O que faz falta é mobilizar a malta
Em tempo de crise e logo após uma greve geral, a “Sociedade Civil” anda na boca de toda a gente. Chegou o momento, dizem, da grande mobilização, do grande empenho cívico. Contra o imobilismo e apatia geral, marchar, marchar.
O tema da “Sociedade Civil” tem tanto de fascinante, como de estranho.
Desde logo, parece encobrir uma escandalosa demissão.
Entende-se por Sociedade Civil, em geral, a esfera social que não é do Estado. Mas se a Sociedade Civil abdica do Estado, quem é que cuida do que é Público? Estará a Sociedade Civil condenada a assumir a posição de objecto, e não sujeito, das decisões políticas?
Surpreendo-me sempre com o atestado de menoridade com que tantos se parecem conformar.
O ponto nevrálgico e o canal de circulação entre a sociedade e as suas instituições tem no nosso sistema democrático uma casa: os partidos políticos.
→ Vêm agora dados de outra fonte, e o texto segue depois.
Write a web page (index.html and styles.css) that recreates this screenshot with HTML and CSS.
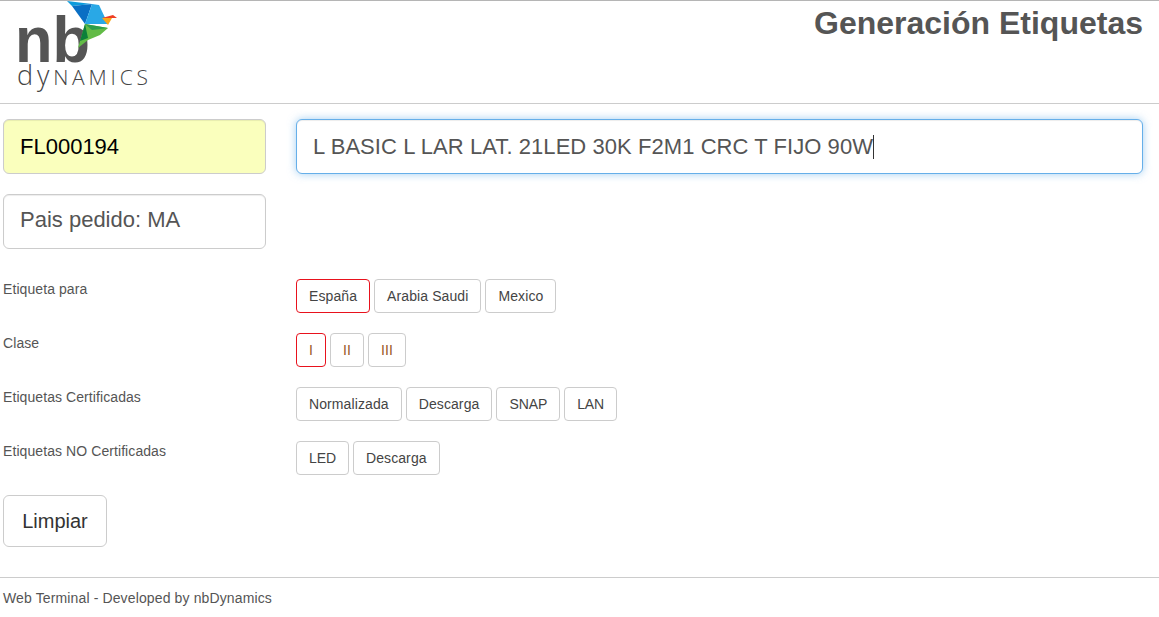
FILE: index.html
```html
<!DOCTYPE html>
<html lang="en">

<head>
  <meta charset="UTF-8" />
  <title>Generación Etiquetas</title>
  <link rel="stylesheet" href="styles.css">
</head>

<body>
  <header class="top">
    <svg class="logo" width="160" height="102" viewBox="0 1 160 102">
      <text class="logo-nb" x="15" y="62" textLength="75" lengthAdjust="spacingAndGlyphs">nb</text>
      <text class="logo-dyn" x="17" y="85" textLength="131"><tspan class="logo-dy">dy</tspan>NAMICS</text>
      <polygon points="67,1 92,4 72,6" fill="#0d9bdc" />
      <polygon points="72,6 92,4 85,24" fill="#0a6fc4" />
      <polygon points="92,4 99,5 108,24 85,24" fill="#29a8e6" />
      <polygon points="85,24 108,28 100,35 88,40 78,48" fill="#62bb46" />
      <polygon points="85,24 108,28 92,30" fill="#2f9e4a" />
      <polygon points="85,24 88,38 80,41 78,48" fill="#0b7f3a" />
      <polygon points="102,18 112,18 108,25" fill="#f9a51a" />
      <polygon points="102,18 113,15 117,18" fill="#ee3e23" />
    </svg>
    <h1 class="title">Generación Etiquetas</h1>
  </header>

  <main class="content">
    <div class="row-inputs">
      <input class="field field-code" type="text" value="FL000194" />
      <div class="field field-desc">L BASIC L LAR LAT. 21LED 30K F2M1 CRC T FIJO 90W<span class="caret"></span></div>
    </div>
    <div class="row-inputs">
      <input class="field field-pais" type="text" value="Pais pedido: MA" />
    </div>

    <div class="options">
      <div class="opt-label">Etiqueta para</div>
      <div class="opt-btns">
        <a class="btn on" href="#">España</a>
        <a class="btn" href="#">Arabia Saudi</a>
        <a class="btn" href="#">Mexico</a>
      </div>

      <div class="opt-label">Clase</div>
      <div class="opt-btns">
        <a class="btn warm on" href="#">I</a>
        <a class="btn warm" href="#">II</a>
        <a class="btn warm" href="#">III</a>
      </div>

      <div class="opt-label">Etiquetas Certificadas</div>
      <div class="opt-btns">
        <a class="btn" href="#">Normalizada</a>
        <a class="btn" href="#">Descarga</a>
        <a class="btn caps" href="#">SNAP</a>
        <a class="btn caps" href="#">LAN</a>
      </div>

      <div class="opt-label">Etiquetas NO Certificadas</div>
      <div class="opt-btns">
        <a class="btn caps" href="#">LED</a>
        <a class="btn" href="#">Descarga</a>
      </div>
    </div>

    <a class="btn btn-lg" href="#">Limpiar</a>
  </main>

  <footer class="bottom">Web Terminal - Developed by nbDynamics</footer>
</body>

</html>
```

FILE: styles.css
```css
html, body, div, h1 {
  padding: 0;
  margin: 0;
}
body {
  font-family: "Liberation Sans", Arial, sans-serif;
  font-size: 14px;
  color: #555;
  background-color: #fff;
  border-top: 1px solid #b5b5b5;
}
a {
  color: inherit;
  text-decoration: none;
}

.top {
  display: flex;
  justify-content: space-between;
  height: 102px;
  padding-right: 16px;
  border-bottom: 1px solid #ccc;
}
.logo {
  display: block;
}
.logo-nb {
  font-size: 65px;
  font-weight: bold;
  fill: #555;
}
.logo-dyn {
  font-family: "Open Sans", sans-serif;
  font-size: 21px;
  font-weight: 300;
  fill: #444;
}
.logo-dy {
  font-size: 27px;
}
.title {
  font-size: 32px;
  line-height: 34px;
  font-weight: bold;
  color: #555;
  padding-top: 5px;
}

.content {
  padding: 15px 16px 30px 3px;
  border-bottom: 1px solid #ccc;
}
.row-inputs {
  display: flex;
  gap: 30px;
  margin-bottom: 20px;
}
.field {
  display: block;
  box-sizing: border-box;
  height: 55px;
  padding: 0 16px;
  font-family: inherit;
  font-size: 22px;
  color: #555;
  background-color: #fff;
  border: 1px solid #ccc;
  border-radius: 6px;
  outline: none;
  box-shadow: inset 0 1px 1px rgba(0,0,0,.075);
}
.field-code {
  width: 263px;
  color: #000;
  background-color: #faffbd;
}
.field-pais {
  width: 263px;
  padding-bottom: 4px;
}
.field-desc {
  flex: 1;
  display: flex;
  align-items: center;
  letter-spacing: .06px;
  border-color: #66afe9;
  box-shadow: inset 0 1px 1px rgba(0,0,0,.075), 0 0 8px rgba(102,175,233,.6);
}
.caret {
  width: 1px;
  height: 24px;
  background-color: #333;
}

.options {
  display: grid;
  grid-template-columns: 293px 1fr;
  row-gap: 20px;
  margin-top: 30px;
}
.opt-label {
  font-size: 14px;
  letter-spacing: .08px;
  line-height: 20px;
}
.opt-btns {
  display: flex;
  gap: 4px;
}
.btn {
  box-sizing: border-box;
  height: 34px;
  padding: 0 12px;
  line-height: 32px;
  font-size: 14px;
  letter-spacing: .1px;
  color: #444;
  background-color: #fff;
  border: 1px solid #ccc;
  border-radius: 4px;
}
.btn.caps {
  letter-spacing: -.1px;
}
.btn.warm {
  color: #9a5a28;
}
.btn.on {
  border-color: #e8121d;
}
.btn-lg {
  display: block;
  width: 104px;
  height: 52px;
  margin-top: 20px;
  padding: 0;
  line-height: 50px;
  text-align: center;
  font-size: 20px;
  letter-spacing: 0;
  color: #333;
  border-radius: 6px;
}

.bottom {
  padding: 12px 3px 0;
  font-size: 14px;
  letter-spacing: .13px;
  line-height: 16px;
}
```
Os partidos são associações. Ponto. Estão sujeitas ao direito civil, com ligeiras especificidades constitucionais, todas elas dirigidas ao reforço da sua autonomia e democraticidade.
Por seu lado, têm o monopólio de apresentação de candidatos à Assembleia da República, donde emana também em larga medida no nosso sistema a função de Governo.
Não obstante, em Portugal, como no resto na Europa, assiste-se a uma preocupante demissão da Sociedade Civil em “tomar partido”. As consequências são evidentes aos olhos de todos: desidentificação crescente entre eleitores e eleitos, desmobilização e indiferença diante do sistema político, descredibilização das instituições, que, por sua vez, se tornam incapazes de tomar o pulso à sociedade e mobilizá-la para os desafios com que nos enfrentamos (mais a mais em tempos de crise e de urgência como o que actualmente existe).
A principal responsabilidade por tal preocupante realidade não pode deixar de ser assacada, em primeiro lugar, à Sociedade Civil. É por demissão desta que tal é possível.
E colocada assim a questão, a Sociedade Civil tem que, antes do mais, definir qual é o patamar de emancipação a que aspira.
Não vale a pena multiplicar-se em desculpas. Enquanto virmos nos partidos a “casa dos políticos” estaremos fatalmente não só a renunciar à responsabilidade maior a que somos chamados em termos cívicos, como a encorajar a doença de dupla personalidade que opõe o Estado à Sociedade Civil, os eleitos aos eleitores, os governantes aos cidadãos.
Em tempos de grande mobilização importa lembrar que não basta clamar por empenho cívico. É preciso perceber onde é que esse empenho mais falta faz.